Search the data for the string "components" and extract every line where it appears.

• _DATA EXTRACT_:
- - - -
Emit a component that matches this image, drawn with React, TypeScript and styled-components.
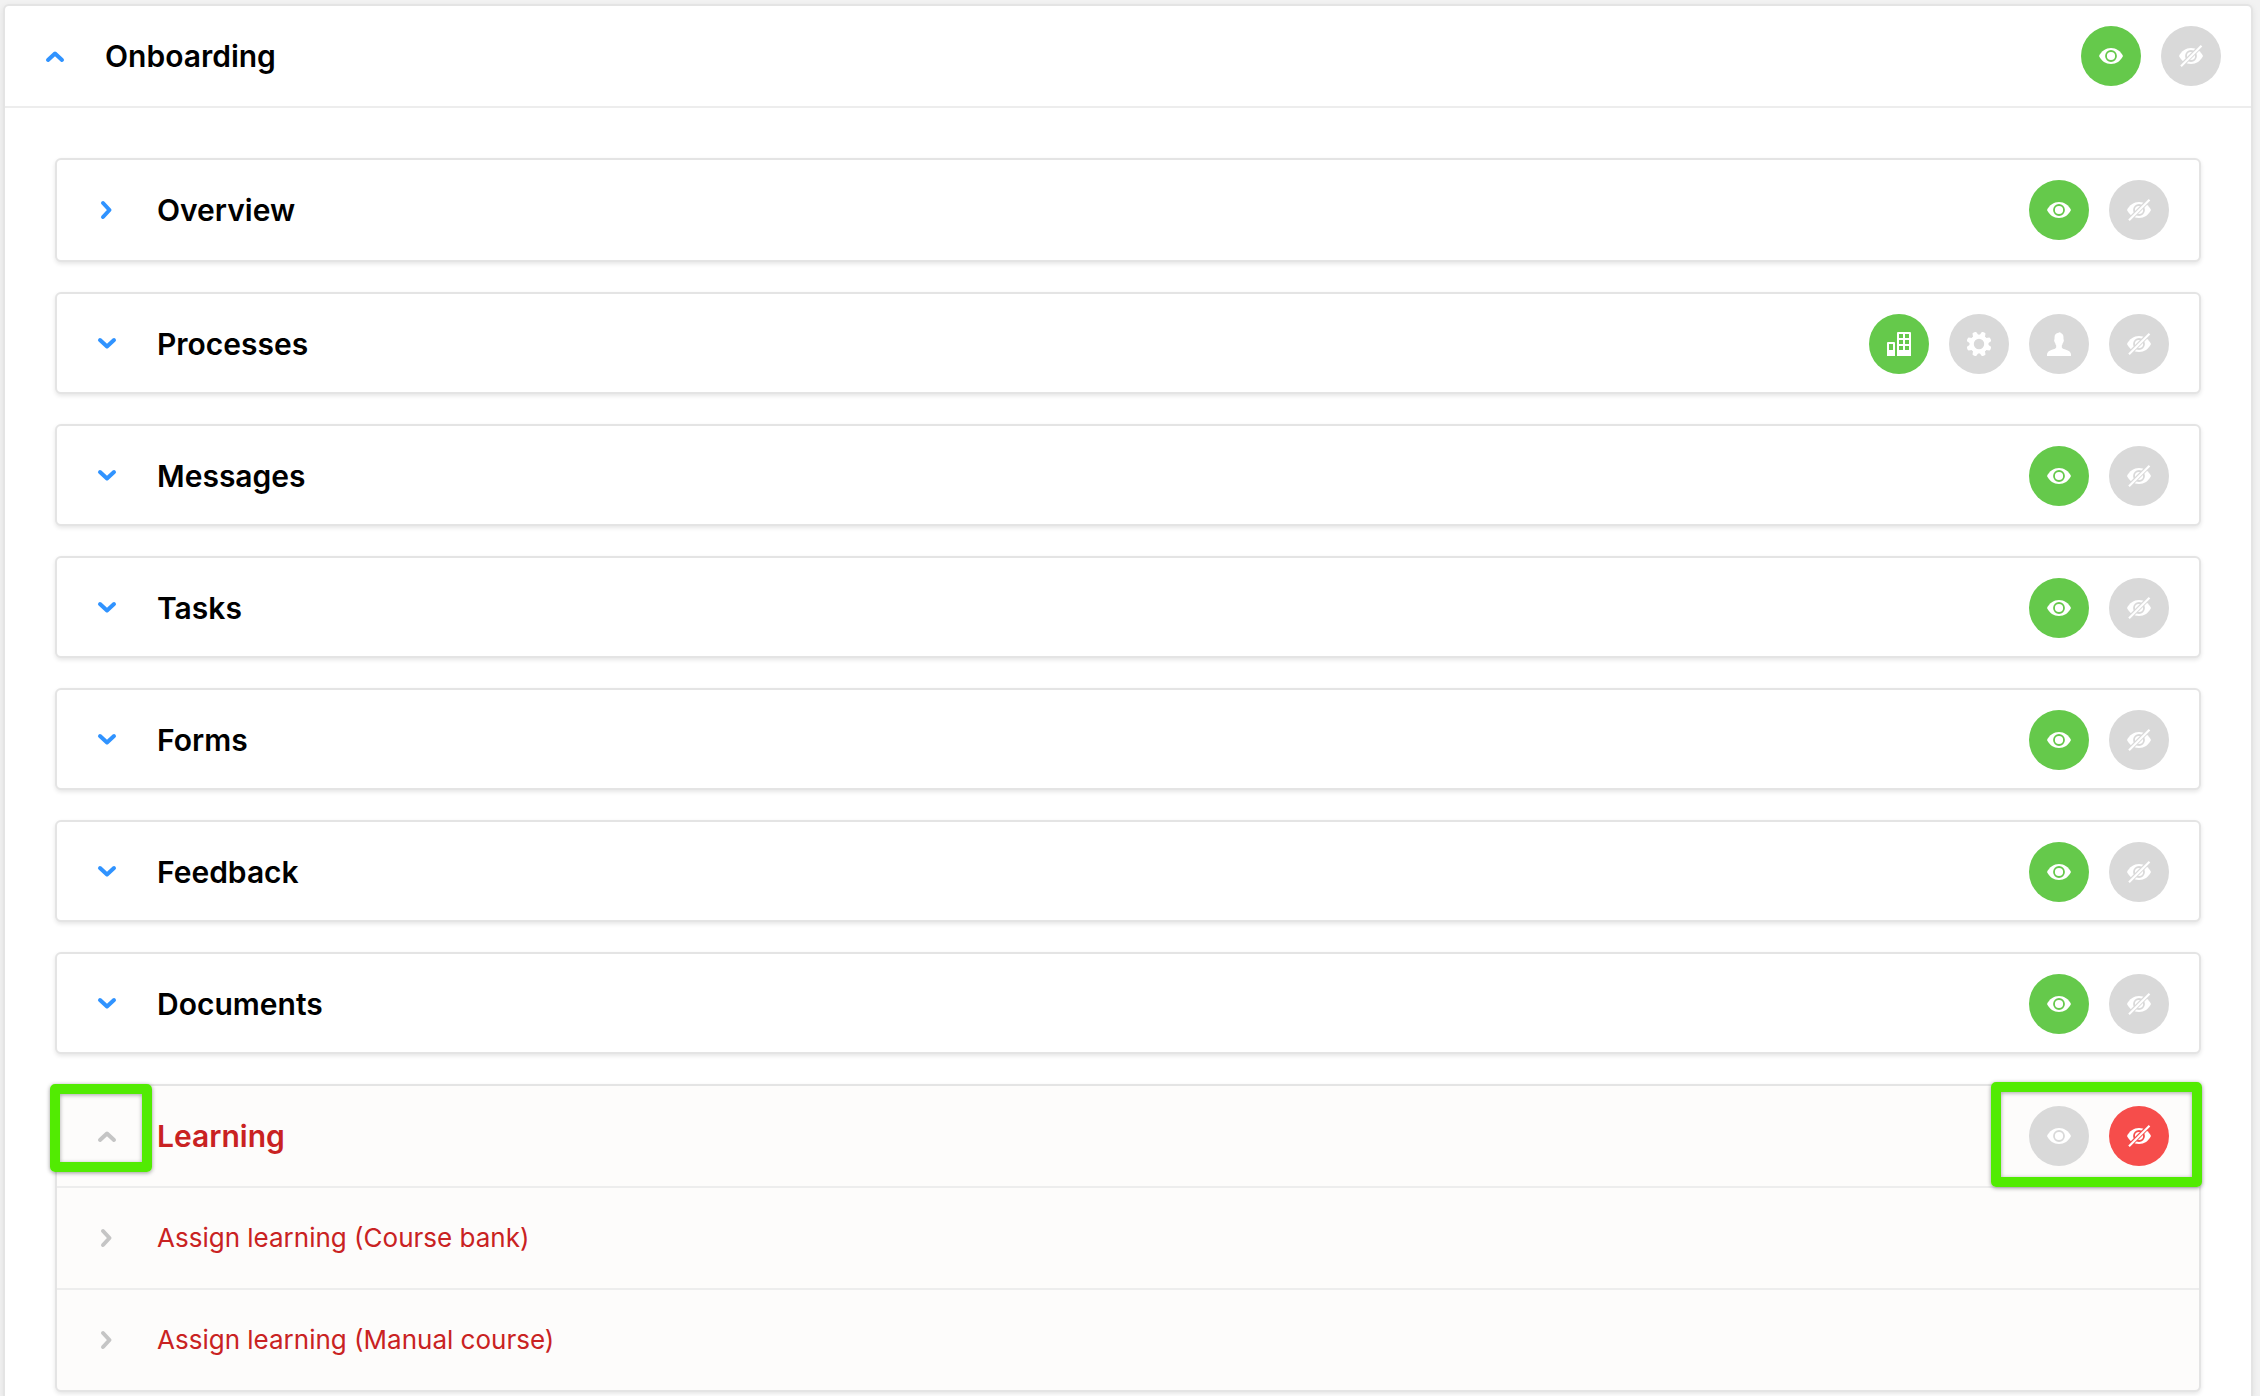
import React, { useState } from "react";
import styled, { createGlobalStyle } from "styled-components";

const color = {
  page: "#f2f2f2",
  edge: "#e4e4e4",
  line: "#ededed",
  tinted: "#fdfcfb",
  blue: "#3093ff",
  muted: "#c5c5c5",
  red: "#c92222",
  green: "#65c94b",
  danger: "#f64d4b",
  idle: "#d9d9d9",
  highlight: "#52eb02",
};

const GlobalStyle = createGlobalStyle`
  *, *::before, *::after { box-sizing: border-box; }
  body {
    margin: 0;
    background: ${color.page};
    font-family: Inter, "Liberation Sans", sans-serif;
    color: #000;
  }
  h2, h3, p, ul { margin: 0; padding: 0; }
  button { margin: 0; padding: 0; border: 0; background: none; font: inherit; cursor: pointer; }
`;

const Page = styled.main`
  padding: 4px 7px 0 3px;
`;

const Panel = styled.section`
  border: 2px solid ${color.edge};
  border-bottom: 0;
  border-radius: 6px 6px 0 0;
  background: #fff;
  box-shadow: 0 2px 6px rgba(0, 0, 0, 0.08);
`;

const PanelHeader = styled.header`
  display: flex;
  padding-right: 30px;
  border-bottom: 2px solid ${color.line};
`;

const PanelBody = styled.div`
  display: flex;
  flex-direction: column;
  gap: 30px;
  padding: 50px 50px 4px;
`;

const Card = styled.section<{ $tinted?: boolean }>`
  border: 2px solid ${color.edge};
  border-radius: 6px;
  background: ${(p) => (p.$tinted ? color.tinted : "#fff")};
  box-shadow: 0 2px 4px rgba(0, 0, 0, 0.1);
`;

const CardHeader = styled.div<{ $tight?: boolean }>`
  display: flex;
  height: ${(p) => (p.$tight ? 98 : 100)}px;
  padding-right: 30px;
`;

const Toggle = styled.button<{ $muted?: boolean }>`
  position: relative;
  display: flex;
  flex: none;
  align-items: center;
  justify-content: center;
  width: 100px;
  height: 100px;
  color: ${(p) => (p.$muted ? color.muted : color.blue)};
`;

const Title = styled.h3<{ $off?: boolean }>`
  flex: 1;
  font-size: 30px;
  font-weight: 600;
  line-height: 100px;
  color: ${(p) => (p.$off ? color.red : "#000")};
`;

const Actions = styled.div`
  position: relative;
  display: flex;
  align-items: center;
  gap: 20px;
  height: 100px;
`;

const RoundButton = styled.button<{ $bg: string }>`
  display: flex;
  align-items: center;
  justify-content: center;
  width: 60px;
  height: 60px;
  border-radius: 50%;
  background: ${(p) => p.$bg};
  color: #fff;
`;

const SubList = styled.ul`
  list-style: none;
`;

const SubRow = styled.li`
  display: flex;
  border-top: 2px solid ${color.line};
`;

const SubTitle = styled.p`
  font-size: 26px;
  line-height: 100px;
  color: ${color.red};
`;

const Highlight = styled.span`
  position: absolute;
  border: 10px solid ${color.highlight};
  border-radius: 5px;
  box-shadow: 0 1px 4px rgba(0, 0, 0, 0.4), inset 0 1px 4px rgba(0, 0, 0, 0.35);
  pointer-events: none;
`;

const ToggleHighlight = styled(Highlight)`
  inset: -2px 5px 14px -7px;
`;

const ActionsHighlight = styled(Highlight)`
  inset: -4px -33px -1px -38px;
`;

type Direction = "up" | "down" | "right";

function Chevron({ direction }: { direction: Direction }) {
  const d = {
    up: "M2 13l7-6.500 7 6.500",
    down: "M2 5l7 6.500L16 5",
    right: "M5 2l6.500 7L5 16",
  }[direction];
  return (
    <svg width="18" height="18" viewBox="0 0 18 18" fill="none" stroke="currentColor" strokeWidth="4" strokeLinecap="round" strokeLinejoin="round" aria-hidden="true" overflow="visible">
      <path d={d} />
    </svg>
  );
}

type IconName = "eye" | "eyeOff" | "company" | "gear" | "person";

function Icon({ name, bg }: { name: IconName; bg: string }) {
  return (
    <svg width="24" height="24" viewBox="0 0 24 24" fill="currentColor" aria-hidden="true">
      {(name === "eye" || name === "eyeOff") && (
        <>
          <path d="M0 12C2.4 7 6.8 4 12 4s9.600 3 12 8c-2.400 5-6.800 8-12 8S2.400 17 0 12z" />
          <circle cx="12" cy="12" r="5" fill="none" stroke={bg} strokeWidth="1.8" />
        </>
      )}
      {name === "eyeOff" && (
        <>
          <path d="M2.500 21.500 21.500 2.500" stroke={bg} strokeWidth="4.200" />
          <path d="M2 22.200 22.500 1.700" stroke="currentColor" strokeWidth="2.200" />
        </>
      )}
      {name === "company" && (
        <path fillRule="evenodd" d="M0 24V11q0-1 1-1h6q1 0 1 1v13zM2 12v6h4v-6zM10 24V1q0-1 1-1h12q1 0 1 1v23zM12 2v4h4V2zM18 2v4h4V2zM12 8v4h4V8zM18 8v4h4V8zM12 14v4h4v-4zM18 14v4h4v-4z" />
      )}
      {name === "gear" && (
        <>
          <circle cx="12" cy="12" r="7.400" fill="none" stroke="currentColor" strokeWidth="4.400" />
          {[22.5, 67.5, 112.5, 157.5, 202.5, 247.5, 292.5, 337.5].map((angle) => (
            <path key={angle} transform={`rotate(${angle} 12 12)`} d="M8.800 5 10-.2q2-1 4 0L15.200 5z" />
          ))}
        </>
      )}
      {name === "person" && (
        <path d="M11.500.8 13.200 0l.3 1q3 .6 3 4.500v1.800q.7.500.2 2-.2 1.200-.9 1.700-.3 1.600-1 2.400v2q.6 1.200 3.600 2.100 5.600 1.700 5.600 5V24H0v-1.500q0-3.300 5.600-5 3-.9 3.600-2.100v-2q-.7-.8-1-2.400-.7-.5-.9-1.700-.5-1.500.2-2V5.500Q7.500 1.300 11.500.8z" />
      )}
    </svg>
  );
}

interface Choice {
  icon: IconName;
  label: string;
}

const visibility: Choice[] = [
  { icon: "eye", label: "Visible" },
  { icon: "eyeOff", label: "Hidden" },
];

const scopes: Choice[] = [
  { icon: "company", label: "Company" },
  { icon: "gear", label: "Settings" },
  { icon: "person", label: "Personal" },
  { icon: "eyeOff", label: "Hidden" },
];

interface ActionBarProps {
  name: string;
  choices: Choice[];
  initial?: IconName;
  highlighted?: boolean;
}

function ActionBar({ name, choices, initial, highlighted }: ActionBarProps) {
  const [active, setActive] = useState<IconName>(initial ?? choices[0].icon);
  return (
    <Actions role="group" aria-label={`${name} access`}>
      {choices.map(({ icon, label }) => {
        const on = icon === active;
        const bg = !on ? color.idle : icon === "eyeOff" ? color.danger : color.green;
        return (
          <RoundButton key={icon} type="button" $bg={bg} aria-label={label} aria-pressed={on} onClick={() => setActive(icon)}>
            <Icon name={icon} bg={bg} />
          </RoundButton>
        );
      })}
      {highlighted && <ActionsHighlight />}
    </Actions>
  );
}

interface Item {
  title: string;
  direction: Direction;
  choices: Choice[];
}

const items: Item[] = [
  { title: "Overview", direction: "right", choices: visibility },
  { title: "Processes", direction: "down", choices: scopes },
  { title: "Messages", direction: "down", choices: visibility },
  { title: "Tasks", direction: "down", choices: visibility },
  { title: "Forms", direction: "down", choices: visibility },
  { title: "Feedback", direction: "down", choices: visibility },
  { title: "Documents", direction: "down", choices: visibility },
];

const learningItems = ["Assign learning (Course bank)", "Assign learning (Manual course)"];

export default function App() {
  return (
    <>
      <GlobalStyle />
      <Page>
        <Panel>
          <PanelHeader>
            <Toggle type="button" aria-label="Collapse Onboarding" aria-expanded>
              <Chevron direction="up" />
            </Toggle>
            <Title as="h2">Onboarding</Title>
            <ActionBar name="Onboarding" choices={visibility} />
          </PanelHeader>
          <PanelBody>
            {items.map(({ title, direction, choices }) => (
              <Card key={title}>
                <CardHeader $tight={direction === "down"}>
                  <Toggle type="button" aria-label={`Expand ${title}`} aria-expanded={false}>
                    <Chevron direction={direction} />
                  </Toggle>
                  <Title>{title}</Title>
                  <ActionBar name={title} choices={choices} />
                </CardHeader>
              </Card>
            ))}
            <Card $tinted>
              <CardHeader>
                <Toggle type="button" $muted aria-label="Collapse Learning" aria-expanded>
                  <Chevron direction="up" />
                  <ToggleHighlight />
                </Toggle>
                <Title $off>Learning</Title>
                <ActionBar name="Learning" choices={visibility} initial="eyeOff" highlighted />
              </CardHeader>
              <SubList>
                {learningItems.map((title) => (
                  <SubRow key={title}>
                    <Toggle type="button" $muted aria-label={`Expand ${title}`} aria-expanded={false}>
                      <Chevron direction="right" />
                    </Toggle>
                    <SubTitle>{title}</SubTitle>
                  </SubRow>
                ))}
              </SubList>
            </Card>
          </PanelBody>
        </Panel>
      </Page>
    </>
  );
}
- - - -
• _ANSWER_:
Emit a component that matches this image, drawn with React, TypeScript and styled-components.
import styled, { createGlobalStyle } from "styled-components";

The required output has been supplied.